Por vezes grafada de forma impositiva com inicial maiúscula, a cultura passou a ganhar como função a progressão social de uma pretensa burguesia ávida pelo conquista de mais espaços políticos e poder, que viam por intermédio dela uma possibilidade de alçar posições de destaque na sociedade, trabalhando, com isso, para manutenção de um status quo. Fenômeno esse iniciado em uma Europa no auge da Revolução Industrial e que se replicou em outras espacialidades.
Nessa perspectiva, como apregoado por Lima Barreto, a cultura se percebe num nível superior, quase divinizada, reservada à poucos e apenas à esses, se por berço ou se por posses, era concedida a “salvação”. A salvação, ou a cultura, estava associada ao consumo de produtos que lhe eram próprios e dentro de um lugar comum: obras de artistas de renome, europeus e que garantisse destaque entre seus pares. Aos mortais apenas era reservado o popular, o menor, o pequeno, o que não era sagrado, a “sodka”, por sorte a reprodução em massa.

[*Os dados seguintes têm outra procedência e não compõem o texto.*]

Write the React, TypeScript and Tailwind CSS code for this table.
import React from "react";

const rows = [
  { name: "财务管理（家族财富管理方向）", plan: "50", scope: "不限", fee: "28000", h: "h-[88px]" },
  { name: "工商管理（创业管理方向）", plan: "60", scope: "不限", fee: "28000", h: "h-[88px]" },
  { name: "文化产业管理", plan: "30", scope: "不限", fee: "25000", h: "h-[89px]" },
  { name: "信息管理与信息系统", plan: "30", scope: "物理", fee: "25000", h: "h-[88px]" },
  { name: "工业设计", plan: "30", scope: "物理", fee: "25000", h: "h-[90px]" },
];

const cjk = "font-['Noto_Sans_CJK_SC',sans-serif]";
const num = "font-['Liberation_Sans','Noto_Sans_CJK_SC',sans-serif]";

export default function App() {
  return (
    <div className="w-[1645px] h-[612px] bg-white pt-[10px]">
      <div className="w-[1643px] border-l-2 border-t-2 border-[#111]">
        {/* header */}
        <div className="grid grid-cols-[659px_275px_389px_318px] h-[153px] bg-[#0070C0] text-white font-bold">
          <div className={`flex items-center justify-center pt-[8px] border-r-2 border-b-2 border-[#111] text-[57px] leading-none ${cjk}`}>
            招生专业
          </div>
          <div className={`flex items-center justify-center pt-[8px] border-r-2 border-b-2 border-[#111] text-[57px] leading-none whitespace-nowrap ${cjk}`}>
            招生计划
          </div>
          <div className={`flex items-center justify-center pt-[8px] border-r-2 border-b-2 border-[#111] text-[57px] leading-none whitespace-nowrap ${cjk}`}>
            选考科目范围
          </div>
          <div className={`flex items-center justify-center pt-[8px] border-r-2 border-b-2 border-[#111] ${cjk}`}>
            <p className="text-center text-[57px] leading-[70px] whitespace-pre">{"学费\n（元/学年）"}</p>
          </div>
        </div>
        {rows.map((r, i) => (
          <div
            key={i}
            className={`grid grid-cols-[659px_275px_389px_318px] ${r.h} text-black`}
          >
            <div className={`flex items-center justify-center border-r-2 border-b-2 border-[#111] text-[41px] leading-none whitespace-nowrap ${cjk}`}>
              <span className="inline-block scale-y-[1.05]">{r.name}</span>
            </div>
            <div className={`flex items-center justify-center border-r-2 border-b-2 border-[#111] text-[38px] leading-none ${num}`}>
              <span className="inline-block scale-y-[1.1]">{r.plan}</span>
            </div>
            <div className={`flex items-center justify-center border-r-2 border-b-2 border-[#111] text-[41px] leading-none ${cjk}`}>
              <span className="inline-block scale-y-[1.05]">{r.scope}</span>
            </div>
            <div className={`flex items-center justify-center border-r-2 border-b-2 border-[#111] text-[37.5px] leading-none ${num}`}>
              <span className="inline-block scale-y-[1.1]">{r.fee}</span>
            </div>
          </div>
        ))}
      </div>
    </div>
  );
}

Para além da garantia de um lugar nesse panteão e “ao sol”, ou mais próximo dele, numa sociedade estratificada a cultura era – e ainda é – utilizada para a criação de outros espaços, objetivando, sobretudo, o controle social. Recorrentemente na história da humanidade regimes políticos de caráter totalitário, autoritário ou democrático, este último à la despotismo esclarecido, fizeram uso da lógica de uma cultura superior ou de elite, por vezes a construção de uma cultura nacional, em favor dos seus projetos. Atrelada a essa formulação de cultura outros elementos se somavam ao combo: a censura e a perseguição aos que subvertiam. Esse processo foi perceptível em incontáveis períodos e sociedades, aparentemente mais presente no breve século XX, a exemplo do nazismo alemão e da Ditadura Militar no Brasil.

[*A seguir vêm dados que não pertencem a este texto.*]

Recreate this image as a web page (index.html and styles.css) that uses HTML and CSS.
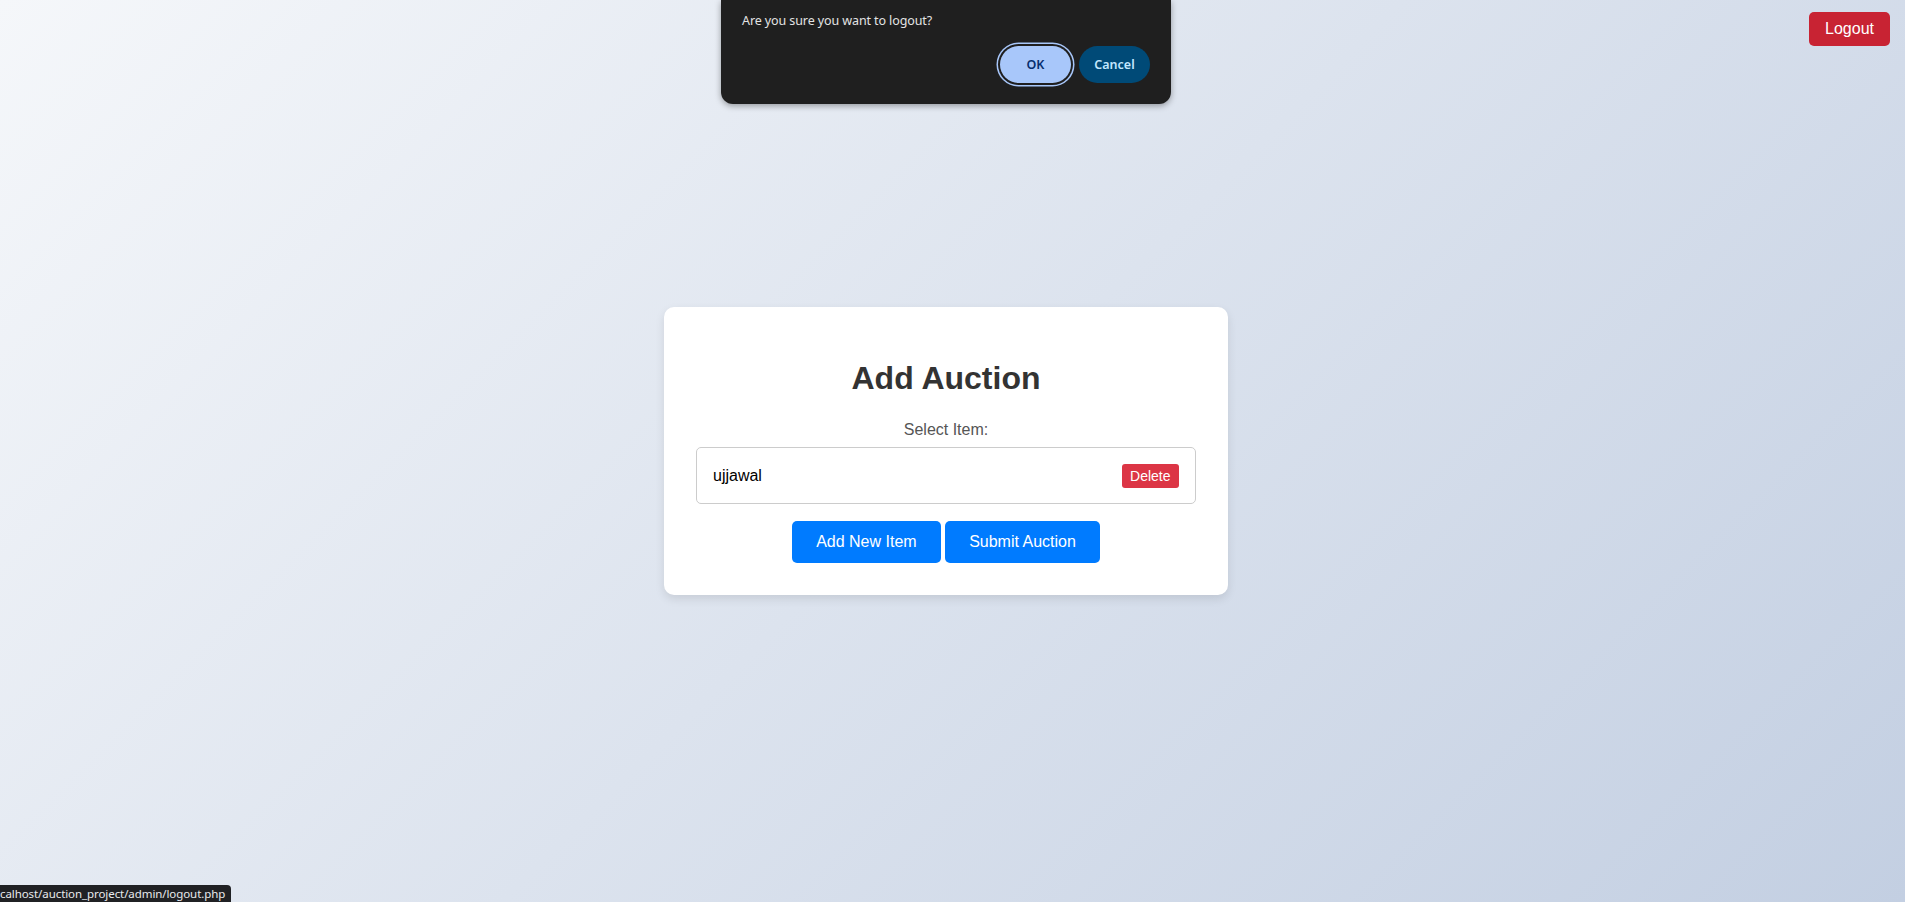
FILE: index.html
```html
<!DOCTYPE html>
<html lang="en">
<head>
<meta charset="utf-8">
<title>Add Auction</title>
<link rel="stylesheet" href="styles.css">
</head>
<body>
  <button class="logout-btn">Logout</button>

  <main class="page">
    <div class="card">
      <h1 class="title">Add Auction</h1>
      <label class="label">Select Item:</label>
      <div class="item-row">
        <span class="item-name">ujjawal</span>
        <button class="delete-btn">Delete</button>
      </div>
      <div class="actions">
        <button class="primary-btn">Add New Item</button>
        <button class="primary-btn">Submit Auction</button>
      </div>
    </div>
  </main>

  <div class="dialog">
    <p class="dialog-msg">Are you sure you want to logout?</p>
    <div class="dialog-actions">
      <button class="dlg-btn dlg-ok">OK</button>
      <button class="dlg-btn dlg-cancel">Cancel</button>
    </div>
  </div>

  <div class="statusbar">calhost/auction_project/admin/logout.php</div>
</body>
</html>
```
FILE: styles.css
```css
html, body {
  margin: 0;
  padding: 0;
}

body {
  min-height: 100vh;
  background: linear-gradient(135deg, #f5f7fa 0%, #c3cfe2 100%);
  font-family: "Liberation Sans", Arial, sans-serif;
  overflow: hidden;
}

.page {
  height: 100vh;
  box-sizing: border-box;
  padding-right: 13px;
  display: flex;
  align-items: center;
  justify-content: center;
}

.card {
  width: 500px;
  padding: 32px;
  background: #ffffff;
  border-radius: 10px;
  box-shadow: 0 4px 10px rgba(0, 0, 0, 0.1);
  display: flex;
  flex-direction: column;
  align-items: stretch;
  text-align: center;
}

.title {
  margin: 21.5px 0 24px;
  font-size: 32px;
  font-weight: bold;
  line-height: 37px;
  color: #333333;
}

.label {
  display: block;
  font-size: 16px;
  line-height: 18px;
  color: #555555;
  margin-bottom: 8px;
}

.item-row {
  display: flex;
  align-items: center;
  justify-content: space-between;
  border: 1px solid #cccccc;
  border-radius: 5px;
  padding: 15.5px 16px;
  text-align: left;
}

.item-name {
  font-size: 16px;
  color: #000000;
}

.delete-btn {
  font-family: "Liberation Sans", Arial, sans-serif;
  font-size: 14px;
  line-height: 16px;
  padding: 4px 8.5px;
  border: none;
  border-radius: 3px;
  background: #dc3545;
  color: #ffffff;
}

.actions {
  display: flex;
  justify-content: center;
  gap: 4.5px;
  margin-top: 16.7px;
}

.primary-btn {
  font-family: "Liberation Sans", Arial, sans-serif;
  font-size: 16px;
  line-height: 18px;
  padding: 12px 24px;
  border: none;
  border-radius: 5px;
  background: #007bff;
  color: #ffffff;
}

.logout-btn {
  position: absolute;
  top: 12px;
  right: 15px;
  font-family: "Liberation Sans", Arial, sans-serif;
  font-size: 16px;
  line-height: 18px;
  padding: 8px 16px;
  border: none;
  border-radius: 5px;
  background: #c82333;
  color: #ffffff;
}

.dialog {
  position: absolute;
  top: 0;
  left: 721px;
  width: 450px;
  box-sizing: border-box;
  padding: 11px 21px 21px;
  background: #1f1f1f;
  border-radius: 0 0 12px 12px;
  box-shadow: 0 2px 6px rgba(0, 0, 0, 0.35);
  font-family: "Noto Sans", "Open Sans", sans-serif;
}

.dialog-msg {
  margin: 0;
  font-size: 12.5px;
  line-height: 20px;
  color: #e3e3e3;
  letter-spacing: -0.1px;
}

.dialog-actions {
  display: flex;
  justify-content: flex-end;
  gap: 8px;
  margin-top: 15px;
}

.dlg-btn {
  width: 71px;
  height: 37px;
  border: none;
  border-radius: 19px;
  font-family: "Noto Sans", "Open Sans", sans-serif;
  font-size: 12.5px;
  font-weight: 600;
  padding: 0;
}

.dlg-ok {
  background: #a8c7fa;
  color: #062e6f;
  box-shadow: 0 0 0 2px #1f1f1f, 0 0 0 3.5px #a8c7fa;
}

.dlg-cancel {
  background: #004a77;
  color: #c2e7ff;
}

.statusbar {
  position: absolute;
  left: 0;
  bottom: 0;
  height: 17px;
  padding: 0 6px 0 0;
  background: #202124;
  border-top-right-radius: 4px;
  color: #e8eaed;
  font-family: "Noto Sans", "Open Sans", sans-serif;
  font-size: 11.5px;
  line-height: 17px;
  letter-spacing: -0.08px;
  white-space: nowrap;
}
```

Apesar das funções atribuídas a cultura nas linhas acima, percebemos que ela, mesmo sendo uma construção, é direito de todos. Longe da sua veste divina, superior e homogênea. Edward Shils, cientista social estadunidense, afirma que a cultura nunca é partilhada de maneira uniforme entre os membros de uma sociedade, ou seja, ela se faz plural e interativa tanto quantos forem os grupos e indivíduos que a formam, como numa teia. Recorrendo, ainda, a imagem sacra que se fez antes, alguns messias surgiram anunciando essa boa nova, a exemplo de Mário de Andrade. O escritor paulista já nas décadas de 1920 e 1930 nos trazia o entendimento de uma cultura ampla, que englobava o considerado erudito, popular, material, imaterial e tão diversa quantas forem os grupos presentes na sociedade, variando os produtos consumidos.
Comportamento Unclassed
Atualmente, mesmo que façamos uma releitura e nos identificamos com o relato de Lima Barreto nas suas incursões por Bruzundanga, nos direcionamos para uma sociedade cuja cultura se enquadra num comportamento Unclassed onde cada indivíduo se torna protagonista e não há mais a apropriação de uma cultura considerada de elite. Bauman localiza esse comportamento no âmbito de uma modernidade líquida, onde todos têm direito de expressão cultural, não mais submetidos a uma cultura superior, não mais engessada. Faz-se múltipla, mutante, liberta. Vem dos espaços antes considerados centros culturais, como a Europa, Estados Unidos e São Paulo, a confirmação de nossa liberdade. Estamos livres e não precisamos nos reverenciar ao panteão. Alguns componentes da sociedade, talvez, ainda permanecem como bruzundangas, mas no momento somos todos revolução. Somos revolução cultural, que faz cair por terra o engessamento da elite, do popular e da massa. Somos livres para (re)construir e consumir a cultura como quisermos.